An overview of all hiring processes is given in Table 1. For nine processes are data on the anonymous job applications available. Additionally, the organizations provided data on control groups for seven out of nine processes. The number of applications range from 27 to over 800 per hiring process which provides some indication for the heterogeneity between the different processes. Copying non-sensitive information into another document is used only once as method of anonymization, whereas blackening is the most frequent method. Certain descriptive statistics of processes 1, 4, 8 and 9 stand out. 93 percent of the applicants in process 1 are female, whereas this applies to only to 2 percent of the applicants in process 4. Migrants usually make up at least 17 percent of the applicants. However, in process 8 this number is only 3 percent. Finally, the callback rate in process 9 is 93 percent, which is unusually high. The organization explains this number with a surprisingly high incidence of refusals by the candidates, a generally rather less qualified cohort of applicants and a slow progression of the recruitment process. Most control groups come either from recruitment processes of similar vacancies in the past (e.g., from the preceding year) or from hiring processes for similar vacancies, which take place simultaneously to the anonymous hiring process. Process 7 is an exception in this regard, as in this organization the applicants were reviewed in the standard way without anonymization which led to interview invitations. These same applications were subsequently anonymously reviewed by other recruiters, which are similar in demographic characteristics and experience to the first recruiter team according to the organization. This second review represents the control group for this process, although it did not lead to any interview invitation, but was entirely fictitious. This situation is difficult, given that the recruiters knew about their fictitious review, and needs to be taken into account in the empirical analysis.

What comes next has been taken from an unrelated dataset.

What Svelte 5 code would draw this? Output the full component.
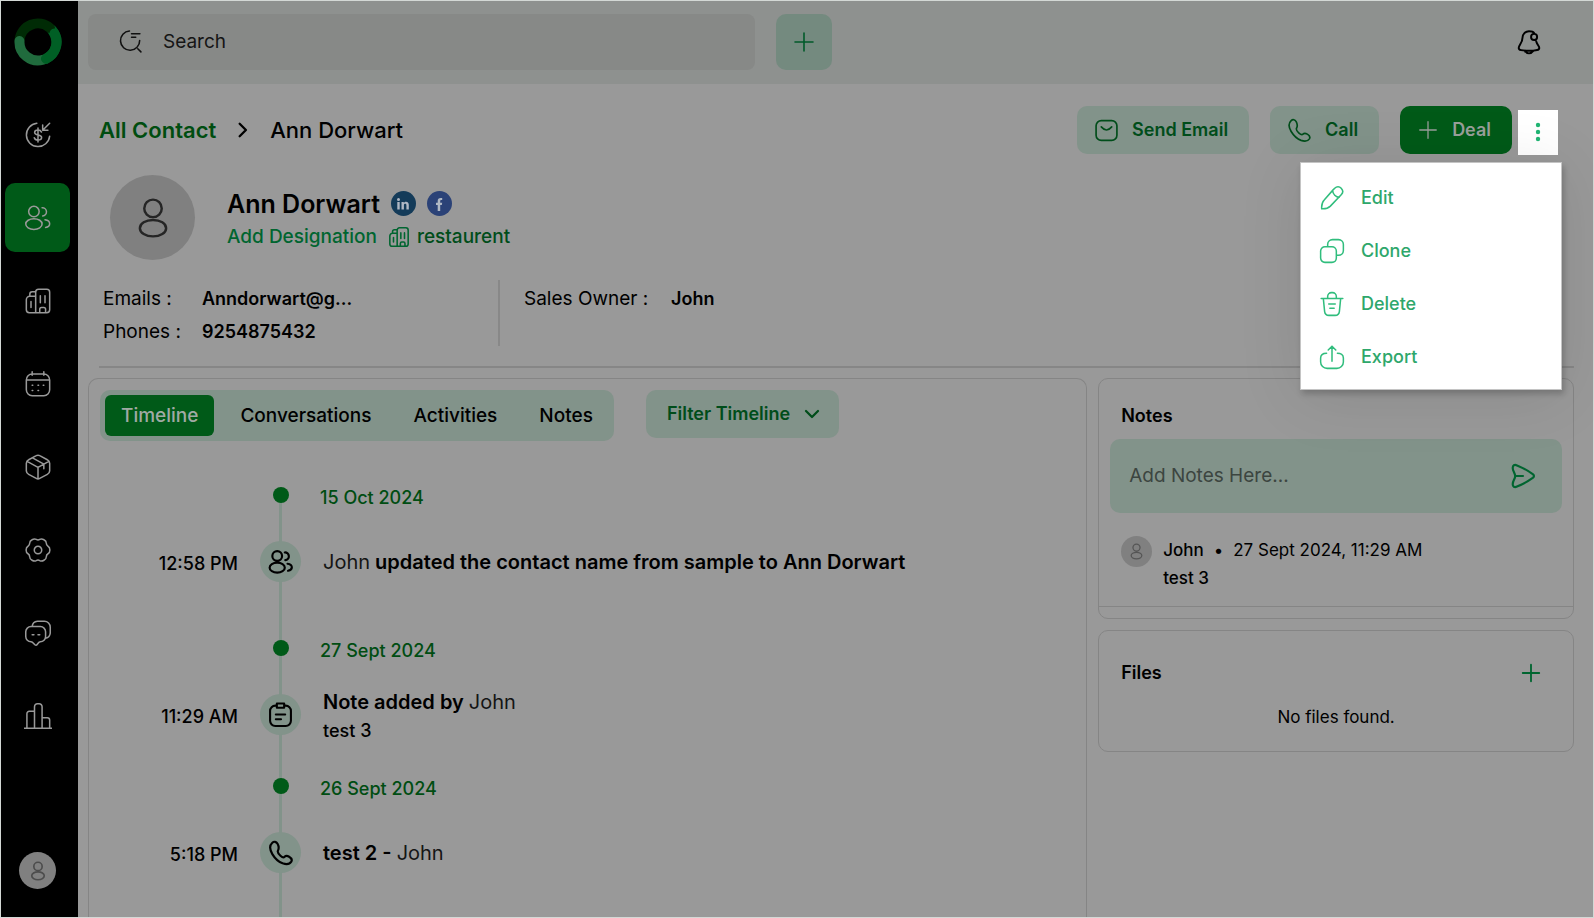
<script>
  const icons = {
    lead: 'M11 2a10 10 0 1 0 11 11M22 2l-6 6M16 3.5V8h4.5M15 9.5c-.5-1.2-1.6-1.7-3-1.7-1.7 0-2.9.8-2.9 2.1 0 3 6 1.3 6 4.2 0 1.4-1.3 2.2-3.1 2.2-1.6 0-2.8-.7-3.2-2M12 6v12',
    users: 'M13 6.5a4.5 4.5 0 1 1-9 0a4.5 4.5 0 1 1 9 0M15.5 17.2c0 2.6-3.1 4.6-7 4.6s-7-2-7-4.6s3.1-4.6 7-4.6s7 2 7 4.6M15.5 3.2a3.5 3.5 0 0 1 .5 7M18 13.6c2.5.4 4 1.8 4 3.3s-1.3 2.8-3.5 3.2',
    building: 'M10 22V4.5A2.5 2.5 0 0 1 12.5 2h7A2.5 2.5 0 0 1 22 4.5v15a2.5 2.5 0 0 1-2.5 2.5h-15A2.5 2.5 0 0 1 2 19.5V11a3 3 0 0 1 3-3h5M5 8V6a2 2 0 0 1 2-2h3M6 12.5v5M14 7.5v6M18 7.5v6M13.5 22v-3a1.5 1.5 0 0 1 1.5-1.5h2a1.5 1.5 0 0 1 1.5 1.5v3',
    calendar: 'M7 3.5h10a5 5 0 0 1 5 5V17a5 5 0 0 1-5 5H7a5 5 0 0 1-5-5V8.5a5 5 0 0 1 5-5M2 8.5h20M7 1.5v3M17 1.5v3M7 13h.5M12 13h.5M16.5 13h.5M7 17.5h.5M12 17.5h.5',
    box: 'M10.5 2.3a3 3 0 0 1 3 0l6.5 3.5a3.5 3.5 0 0 1 2 3v6.5a3.5 3.5 0 0 1-2 3l-6.5 3.5a3 3 0 0 1-3 0L4 18.3a3.5 3.5 0 0 1-2-3V8.8a3.5 3.5 0 0 1 2-3zM2.7 7.2L12 12.3l9.3-5.1M12 12.3v9.7M7.3 4.2l9.7 5.3v4',
    gear: 'M15.2 12a3.2 3.2 0 1 1-6.4 0a3.2 3.2 0 1 1 6.4 0M22.2 12Q22.2 14.4 20.6 15.2Q19.1 16.1 19.1 17.9Q19.2 19.7 17.1 20.8Q15.1 22 13.5 21.1Q12 20.2 10.5 21.1Q8.9 22 6.9 20.8Q4.8 19.7 4.9 17.9Q4.9 16.1 3.4 15.2Q1.8 14.4 1.8 12Q1.8 9.6 3.4 8.8Q4.9 7.9 4.9 6.1Q4.8 4.3 6.9 3.2Q8.9 2 10.5 2.9Q12 3.8 13.5 2.9Q15.1 2 17.1 3.2Q19.2 4.3 19.1 6.1Q19.1 7.9 20.6 8.8Q22.2 9.6 22.2 12z',
    chat: 'M6 6.5h8a4.5 4.5 0 0 1 4.5 4.5v4a4.5 4.5 0 0 1-4.5 4.5c-2 0-2.4 3-3.8 3S8 19.5 6 19.5A4.5 4.5 0 0 1 1.5 15v-4A4.5 4.5 0 0 1 6 6.5M7 6.5a5 5 0 0 1 4.500-4.500h6A5 5 0 0 1 22.5 7v5a5 5 0 0 1-4 4.5M7 13.5h1.5M12 13.5h1.5',
    chart: 'M0 22.5h24M2.5 22.5V10A2 2 0 0 1 4.5 8H9M9 22.5V4a2.5 2.5 0 0 1 2.5-2.5h1.5A2.5 2.5 0 0 1 15.5 4v18.5M15.5 13.5H20a2 2 0 0 1 2 2v7',
    search: 'M11 2a9.2 9.2 0 1 0 9.8 9M13 4.5h8M13 8h4M19 19l3 3',
    bell: 'M12 2a6 6 0 0 0-6 6c0 5-3.5 7-3.5 9.5C2.5 19.5 5 20 12 20s9.5-.5 9.5-2.5c0-1.8-2-3-2.8-6M8 20.2c1 1.4 2.5 2.3 4 2.3s3-1 4-2.3M12 2c2 0 4 .5 4.7 1.7M19.5 7.3a2.8 2.8 0 1 1-5.6 0a2.8 2.8 0 1 1 5.6 0',
    person: 'M17 6.5a5 5 0 1 1-10 0a5 5 0 1 1 10 0M19.5 17.8c0 2.6-3.3 4.7-7.5 4.7s-7.5-2.1-7.5-4.7s3.3-4.7 7.5-4.7s7.5 2.1 7.5 4.7',
    mail: 'M7 2.5h10a5 5 0 0 1 5 5v9a5 5 0 0 1-5 5H7a5 5 0 0 1-5-5v-9a5 5 0 0 1 5-5M7 8.5c3.5 4 6.5 4 10 0',
    phone: 'M8.8 3.5C7.6 1.5 5.6 1 4 2.5 1.5 4.8 1.3 8.5 4 13s6 7.2 9.5 8.5c3.5 1.2 6.5.8 8-1.5 1-1.7 0-3.3-2-4.5-1.7-1-3-1.2-4.2 0s-2 .6-3.8-1S8.6 11 9.2 9.8 10.5 6.5 8.8 3.5z',
    plus: 'M12 3v18M3 12h18',
    right: 'M8 4.5l7.5 7.5L8 19.5',
    down: 'M4 8l8 8 8-8',
    note: 'M8.5 3.5H7a5 5 0 0 0-5 5V18a5 5 0 0 0 5 5h10a5 5 0 0 0 5-5V8.5a5 5 0 0 0-5-5h-1.5M8.5 1.5h7v4h-7zM7.5 12h9M7.5 16.5h5',
    send: 'M2.5 4.5c0-2.3 1.5-3.3 4-2.3 5.5 2.2 10 4.8 14.5 8 1.5 1.2 1.5 2.4 0 3.6-4.5 3.2-9 5.8-14.5 8-2.5 1-4 0-4-2.3 0-3 2.3-4.8 2.3-7.5S2.5 7.5 2.5 4.5zM5 12h7',
    edit: 'M13 4.5l1.5-1.5c2-2 4.3-1.8 6 0s2 4 0 6L10.5 19.5c-1.8 1.8-4.5 2.7-8 2.5-.3-3.5.5-6.3 2.3-8.2zM12.5 5c.3 3.5 3 6.2 6.2 6.3',
    clone: 'M5.5 8H12a4 4 0 0 1 4 4v6.5a4 4 0 0 1-4 4H5.5a4 4 0 0 1-4-4V12a4 4 0 0 1 4-4M8 8V6a4.5 4.5 0 0 1 4.5-4.5H18A4.5 4.5 0 0 1 22.5 6v5.5A4.5 4.5 0 0 1 18 16h-2',
    trash: 'M2 7h20M4 7l1.2 12a4 4 0 0 0 4 3.5h5.6a4 4 0 0 0 4-3.5L20 7M8 7V5a3.5 3.5 0 0 1 3.5-3.5h1A3.5 3.5 0 0 1 16 5v2M9 12h6M10 16h4',
    share: 'M12 16V2M8.5 5.5L12 2l3.5 3.5M7 8.5c-3 0-5.5 1.5-5.5 4.5v3.5a6 6 0 0 0 6 6h9a6 6 0 0 0 6-6V13c0-3-2.5-4.5-5.5-4.5'
  };

  const nav = [
    { icon: 'lead', label: 'Leads' },
    { icon: 'users', label: 'Contacts' },
    { icon: 'building', label: 'Companies' },
    { icon: 'calendar', label: 'Calendar' },
    { icon: 'box', label: 'Products' },
    { icon: 'gear', label: 'Settings' },
    { icon: 'chat', label: 'Messages' },
    { icon: 'chart', label: 'Reports' }
  ];
  const tabs = ['Timeline', 'Conversations', 'Activities', 'Notes'];
  const menu = [
    { icon: 'edit', label: 'Edit' },
    { icon: 'clone', label: 'Clone' },
    { icon: 'trash', label: 'Delete' },
    { icon: 'share', label: 'Export' }
  ];

  let activeNav = $state('Contacts');
  let activeTab = $state('Timeline');
  let menuOpen = $state(true);
</script>

{#snippet icon(name, size = 24, stroke = 1.5)}
  <svg width={size} height={size} viewBox="0 0 24 24" fill="none" stroke="currentColor" stroke-width={stroke} stroke-linecap="round" stroke-linejoin="round" aria-hidden="true">
    <path d={icons[name]} />
  </svg>
{/snippet}

<div class="app">
  <aside class="sidebar">
    <a class="logo" href="#home" aria-label="Home">
      <svg width="48" height="48" viewBox="0 0 48 48" fill="none" stroke-width="10" stroke-linecap="round">
        <path d="M38 12A18.5 18.5 0 0 1 32 40.7" stroke="#005f25" />
        <path d="M5.500 22A18.500 18.500 0 0 1 36 10" stroke="#002b05" />
        <path d="M29 41.800A18.500 18.500 0 0 1 5.500 23" stroke="#206b3d" />
        <path d="M40.500 15.500A18.500 18.500 0 0 1 32 40.700" stroke="#005f25" />
      </svg>
    </a>
    <nav>
      {#each nav as item}
        <a href="#{item.label.toLowerCase()}" class="nav-item" class:active={item.label === activeNav} aria-label={item.label} onclick={() => (activeNav = item.label)}>
          {@render icon(item.icon, 28, 1.3)}
        </a>
      {/each}
    </nav>
    <button class="avatar user" aria-label="Account">{@render icon('person', 20, 2)}</button>
  </aside>

  <div class="page">
    <header class="topbar">
      <label class="search">
        {@render icon('search', 25, 1.5)}
        <input type="text" placeholder="Search" aria-label="Search" />
      </label>
      <button class="add" aria-label="Add">{@render icon('plus', 24, 1.6)}</button>
      <button class="bell" aria-label="Notifications">{@render icon('bell', 26, 1.8)}</button>
    </header>

    <main>
      <section class="contact">
        <div class="title-row">
          <div class="breadcrumb">
            <a href="#contacts">All Contact</a>
            {@render icon('right', 20, 2.8)}
            <span>Ann Dorwart</span>
          </div>
          <div class="actions">
            <button class="btn">{@render icon('mail', 25, 1.6)}Send Email</button>
            <button class="btn">{@render icon('phone', 25, 1.6)}Call</button>
            <button class="btn primary">{@render icon('plus', 22, 1.4)}Deal</button>
            <div class="more-wrap">
              <button class="more" aria-label="More actions" aria-expanded={menuOpen} onclick={() => (menuOpen = !menuOpen)}>
                <svg width="6" height="20" viewBox="0 0 6 20" fill="currentColor">
                  <circle cx="3" cy="3" r="2.2" /><circle cx="3" cy="10" r="2.2" /><circle cx="3" cy="17" r="2.2" />
                </svg>
              </button>
              {#if menuOpen}
                <div class="menu">
                  {#each menu as item}
                    <button>{@render icon(item.icon, 26, 1.4)}{item.label}</button>
                  {/each}
                </div>
              {/if}
            </div>
          </div>
        </div>

        <div class="profile">
          <div class="avatar large">{@render icon('person', 42, 1.4)}</div>
          <div class="identity">
            <div class="name">
              <h1>Ann Dorwart</h1>
              <a class="social linkedin" href="#linkedin" aria-label="LinkedIn">
                <svg width="14" height="14" viewBox="0 0 14 14" fill="currentColor"><circle cx="2.5" cy="2.5" r="1.5" /><path d="M1.3 5h2.4v7.5H1.3zM5.5 5h2.3v1c1.3-2 5-1.6 5 1.7v4.8h-2.4V8.3c0-2-2.5-1.9-2.5 0v4.2H5.5z" /></svg>
              </a>
              <a class="social facebook" href="#facebook" aria-label="Facebook">
                <svg width="14" height="14" viewBox="0 0 14 14" fill="currentColor"><path d="M5.7 14V8H4V5.7h1.7V4c0-2.3 1.3-3.5 4.5-3v2c-1.7-.1-2 .2-2 1.2v1.5h2L9.8 8H8.2v6z" /></svg>
              </a>
            </div>
            <div class="designation">
              <a href="#designation">Add Designation</a>
              {@render icon('building', 22, 1.7)}
              <a class="company" href="#company">restaurent</a>
            </div>
          </div>
        </div>

        <div class="details">
          <dl class="reach">
            <dt>Emails :</dt><dd>Anndorwart@g...</dd>
            <dt>Phones :</dt><dd>9254875432</dd>
          </dl>
          <dl class="owner">
            <dt>Sales Owner :</dt><dd>John</dd>
          </dl>
        </div>
      </section>

      <div class="columns">
        <section class="panel activity">
          <div class="toolbar">
            <div class="tabs" role="tablist">
              {#each tabs as tab}
                <button role="tab" aria-selected={tab === activeTab} class:active={tab === activeTab} onclick={() => (activeTab = tab)}>{tab}</button>
              {/each}
            </div>
            <label class="filter">
              <select aria-label="Filter Timeline">
                <option>Filter Timeline</option>
              </select>
              {@render icon('down', 18, 3)}
            </label>
          </div>

          <div class="timeline">
            <div class="day">
              <span class="rail"><i class="dot"></i></span>
              <h3>15 Oct 2024</h3>
            </div>
            <div class="event tall">
              <time>12:58 PM</time>
              <span class="rail"><span class="badge">{@render icon('users', 26, 2)}</span></span>
              <p><span class="by">John</span> updated the contact name from sample to Ann Dorwart</p>
            </div>
            <div class="day">
              <span class="rail"><i class="dot"></i></span>
              <h3>27 Sept 2024</h3>
            </div>
            <div class="event">
              <time>11:29 AM</time>
              <span class="rail"><span class="badge">{@render icon('note', 25, 2)}</span></span>
              <div class="text">
                <p>Note added by <span class="by">John</span></p>
                <p class="sub">test 3</p>
              </div>
            </div>
            <div class="day">
              <span class="rail"><i class="dot"></i></span>
              <h3>26 Sept 2024</h3>
            </div>
            <div class="event last">
              <time>5:18 PM</time>
              <span class="rail"><span class="badge">{@render icon('phone', 26, 2)}</span></span>
              <p>test 2 - <span class="by">John</span></p>
            </div>
          </div>
        </section>

        <div class="side">
          <section class="panel notes">
            <h2>Notes</h2>
            <div class="note-box">
              <input type="text" placeholder="Add Notes Here..." aria-label="Add a note" />
              <button aria-label="Send note">{@render icon('send', 26, 2)}</button>
            </div>
            <article class="note">
              <div class="avatar small">{@render icon('person', 17, 1.8)}</div>
              <div>
                <p><b>John</b><span>•</span><time>27 Sept 2024, 11:29 AM</time></p>
                <p><b>test 3</b></p>
              </div>
            </article>
          </section>

          <section class="panel files">
            <div class="files-head">
              <h2>Files</h2>
              <button aria-label="Add file">{@render icon('plus', 22, 2)}</button>
            </div>
            <p>No files found.</p>
          </section>
        </div>
      </div>
    </main>
  </div>
</div>

<style>
  :global(body) {
    margin: 0;
    background: #999999;
  }

  .app {
    display: flex;
    box-sizing: border-box;
    min-height: 100vh;
    border: 1px solid #d3d8d5;
    background: #999999;
    color: #000000;
    font-family: Inter, "Open Sans", sans-serif;
    font-size: 18px;
    line-height: 28px;
  }

  .app :global(*) {
    box-sizing: border-box;
  }

  svg {
    display: block;
    flex: none;
  }

  h1, h2, h3, p, dl, dd {
    margin: 0;
  }

  a {
    color: inherit;
    text-decoration: none;
  }

  button, input, select {
    border: 0;
    padding: 0;
    background: none;
    color: inherit;
    font: inherit;
  }

  button {
    cursor: pointer;
  }

  .avatar {
    display: flex;
    flex: none;
    align-items: center;
    justify-content: center;
    border-radius: 50%;
    background: #808080;
    color: #252525;
  }

  /* sidebar */
  .sidebar {
    display: flex;
    flex: none;
    flex-direction: column;
    align-items: center;
    width: 77px;
    padding: 17px 8px 28px 4px;
    background: #000000;
  }

  nav {
    display: flex;
    flex-direction: column;
    gap: 14px;
    width: 100%;
    margin-top: 34px;
  }

  .nav-item {
    display: flex;
    align-items: center;
    justify-content: center;
    height: 69px;
    border-radius: 10px;
    color: #999999;
  }

  .nav-item.active {
    background: #005a18;
  }

  .user {
    width: 37px;
    height: 37px;
    margin-top: auto;
    color: #4c4c4c;
  }

  /* top bar */
  .page {
    display: flex;
    flex: 1;
    flex-direction: column;
    min-width: 0;
  }

  .topbar {
    display: flex;
    align-items: center;
    height: 83px;
    padding-bottom: 2px;
    background: #8e918f;
  }

  .search {
    display: flex;
    align-items: center;
    gap: 20px;
    width: 44%;
    height: 56px;
    margin-left: 10px;
    padding-left: 30px;
    border-radius: 8px;
    background: #878987;
    color: #111111;
  }

  input {
    flex: 1;
    min-width: 0;
    outline: none;
    font-size: 19px;
  }

  .search input::placeholder {
    color: #151515;
    opacity: 1;
  }

  .add {
    display: flex;
    align-items: center;
    justify-content: center;
    width: 56px;
    height: 56px;
    margin-left: 21px;
    border-radius: 10px;
    background: #748a7f;
    color: #005a2a;
  }

  .bell {
    margin: 0 51px 0 auto;
  }

  /* contact header */
  main {
    display: flex;
    flex: 1;
    flex-direction: column;
    padding: 22px 19px 0 10px;
  }

  .contact {
    margin-left: 11px;
    border-bottom: 2px solid #868686;
  }

  .title-row, .breadcrumb, .actions {
    display: flex;
    align-items: center;
  }

  .title-row {
    justify-content: space-between;
    height: 48px;
  }

  .breadcrumb {
    gap: 17px;
    font-size: 22px;
    font-weight: 500;
  }

  .breadcrumb a {
    color: #004d10;
    font-weight: 600;
  }

  .actions {
    gap: 21px;
    padding-right: 16px;
  }

  .btn {
    display: flex;
    align-items: center;
    gap: 13px;
    height: 48px;
    padding: 0 21px 0 17px;
    border-radius: 10px;
    background: #82938a;
    color: #004d1a;
    font-weight: 600;
  }

  .btn.primary {
    background: #005a18;
    color: #999f9a;
  }

  .more-wrap {
    position: relative;
    margin-left: -15px;
    padding-top: 4px;
  }

  .more {
    display: flex;
    align-items: center;
    justify-content: center;
    width: 40px;
    height: 45px;
    background: #ffffff;
    color: #20b573;
  }

  .menu {
    position: absolute;
    z-index: 2;
    top: 56px;
    right: -4px;
    width: 262px;
    padding: 9px 0 5px;
    border: 1px solid #c4c4c4;
    background: #ffffff;
    box-shadow: 2px 4px 6px rgb(0 0 0 / 0.2), 0 6px 60px rgb(0 0 0 / 0.1);
  }

  .menu button {
    display: flex;
    align-items: center;
    gap: 16px;
    width: 100%;
    height: 53px;
    padding: 0 18px;
    color: #2ea76b;
    font-weight: 500;
  }

  .menu svg {
    color: #30bd7d;
  }

  .profile {
    display: flex;
    align-items: center;
    gap: 32px;
    margin: 21px 0 0 11px;
  }

  .avatar.large {
    width: 85px;
    height: 85px;
  }

  .identity {
    padding-top: 5px;
  }

  .name, .designation {
    display: flex;
    align-items: center;
    height: 33px;
  }

  .name {
    gap: 11px;
  }

  h1 {
    font-size: 25px;
    font-weight: 600;
  }

  .social {
    display: flex;
    align-items: center;
    justify-content: center;
    width: 25px;
    height: 25px;
    border-radius: 50%;
    color: #b0b8c4;
  }

  .linkedin {
    background: #143b59;
  }

  .facebook {
    background: #2b4277;
  }

  .designation {
    gap: 11px;
    color: #006530;
    font-size: 19px;
    font-weight: 500;
  }

  .designation .company {
    margin-left: -4px;
    color: #004d1a;
  }

  .details {
    display: flex;
    align-items: flex-start;
    padding: 20px 0;
  }

  dl {
    display: grid;
    row-gap: 5px;
    padding-top: 5px;
  }

  .reach {
    grid-template-columns: 99px auto;
    width: 401px;
    padding-left: 4px;
    border-right: 2px solid #888888;
  }

  .owner {
    grid-template-columns: 147px auto;
    padding-left: 24px;
  }

  dt {
    font-size: 19px;
  }

  dd {
    font-weight: 600;
  }

  /* panels */
  .columns {
    display: grid;
    flex: 1;
    grid-template-columns: minmax(0, 21fr) minmax(0, 10fr);
    gap: 11px;
    margin-top: 10px;
  }

  .panel {
    border: 1px solid #858585;
    border-radius: 10px;
  }

  .activity {
    display: flex;
    flex-direction: column;
    padding: 11px 10px 0 11px;
    border-bottom: 0;
    border-radius: 10px 10px 0 0;
  }

  .toolbar {
    display: flex;
    align-items: flex-start;
    gap: 32px;
  }

  .tabs {
    display: flex;
    padding: 5px;
    border-radius: 10px;
    background: #82938a;
  }

  .tabs button {
    height: 41px;
    padding: 0 16px;
    border-radius: 6px;
    font-size: 19px;
    font-weight: 500;
  }

  .tabs button + button {
    margin-left: 10px;
  }

  .tabs .active {
    background: #005a18;
    color: #a0aaa4;
  }

  .filter {
    display: flex;
    align-items: center;
    height: 48px;
    padding: 0 18px 0 21px;
    border-radius: 10px;
    background: #82938a;
    color: #004d1a;
  }

  .filter select {
    padding-right: 12px;
    appearance: none;
    outline: none;
    font-weight: 600;
  }

  .timeline {
    display: flex;
    flex: 1;
    flex-direction: column;
    padding-top: 39px;
  }

  .day, .event {
    display: grid;
    grid-template-columns: 138px 41px 1fr;
    column-gap: 22px;
  }

  .rail {
    display: flex;
    grid-column: 2;
    justify-content: center;
    background: linear-gradient(#82938a, #82938a) center / 3px 100% no-repeat;
  }

  .day {
    height: 61px;
  }

  .day:first-child .rail {
    background-position: center 10px;
  }

  .dot {
    width: 16px;
    height: 16px;
    margin-top: 7px;
    border-radius: 50%;
    background: #005a18;
  }

  h3 {
    padding-top: 4px;
    margin-left: -3px;
    color: #004d12;
    font-size: 18px;
    font-weight: 500;
  }

  .event {
    height: 77px;
  }

  .event.tall {
    height: 92px;
  }

  .event.last {
    flex: 1;
  }

  .event time {
    padding-top: 9px;
    font-weight: 500;
    text-align: right;
  }

  .event p {
    padding-top: 7px;
    font-size: 20px;
    font-weight: 600;
  }

  .event .by {
    color: #151515;
    font-weight: 400;
  }

  .event .text {
    margin-top: -13px;
  }

  .event .sub {
    padding-top: 1px;
    font-size: 18px;
    font-weight: 500;
  }

  .badge {
    display: flex;
    align-items: center;
    justify-content: center;
    width: 41px;
    height: 41px;
    border-radius: 50%;
    background: #82938a;
  }

  .side {
    display: flex;
    flex-direction: column;
    gap: 11px;
  }

  h2 {
    font-size: 18px;
    font-weight: 600;
  }

  .notes {
    padding: 23px 0 11px;
  }

  .notes h2 {
    padding-left: 22px;
  }

  .note-box {
    display: flex;
    height: 74px;
    margin: 9px 11px 0;
    padding: 0 26px 0 19px;
    border-radius: 10px;
    background: #82938a;
  }

  .note-box input::placeholder {
    color: #3c4540;
    opacity: 1;
  }

  .note-box button {
    color: #006530;
  }

  .note {
    display: flex;
    gap: 11px;
    padding: 23px 22px 14px;
    border-bottom: 1px solid #858585;
    font-size: 17px;
  }

  .avatar.small {
    width: 31px;
    height: 31px;
    color: #555555;
  }

  .note b {
    font-weight: 500;
  }

  .note span {
    margin: 0 10px;
  }

  .files {
    padding: 28px 22px 20px;
  }

  .files-head {
    display: flex;
    align-items: center;
    justify-content: space-between;
    padding-right: 9px;
  }

  .files-head button {
    color: #006530;
  }

  .files p {
    margin-top: 16px;
    font-size: 17px;
    text-align: center;
  }
</style>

Table 1. Overview of anonymous job applications in German experiment

3.2. Results on practicability

The results of the qualitative evaluation can be summarized as follows. 3 Both, recruiters and applicants do not report major practical problems in implementing anonymous job applications. In particular, the use of a standardized application form appears as a very efficient method—at least, once such a form is developed. As a non-negligible side effect, a standardized application form increases comparability between the applicants. Organizations which used this method even consider continuing with anonymous job applications after the experiment. In contrast, in particular the method of blackening the applications is a very time-consuming and error-prone technique. Irrespective of the implementation method, most recruiters appreciate being forced to reconsider their own recruitment practices as well as the stronger focus on qualifications and skills that results with anonymous job applications. Recruiters regard particularly the removal of the applicant’s picture as a positive development, since pictures often lead to misleading first impressions in the reviewing process. Moreover, when hiring anonymously, the organizations can present themselves as open-minded employers that aim at objective selection processes. Several recruiters rate this as a benefit for their corporate image.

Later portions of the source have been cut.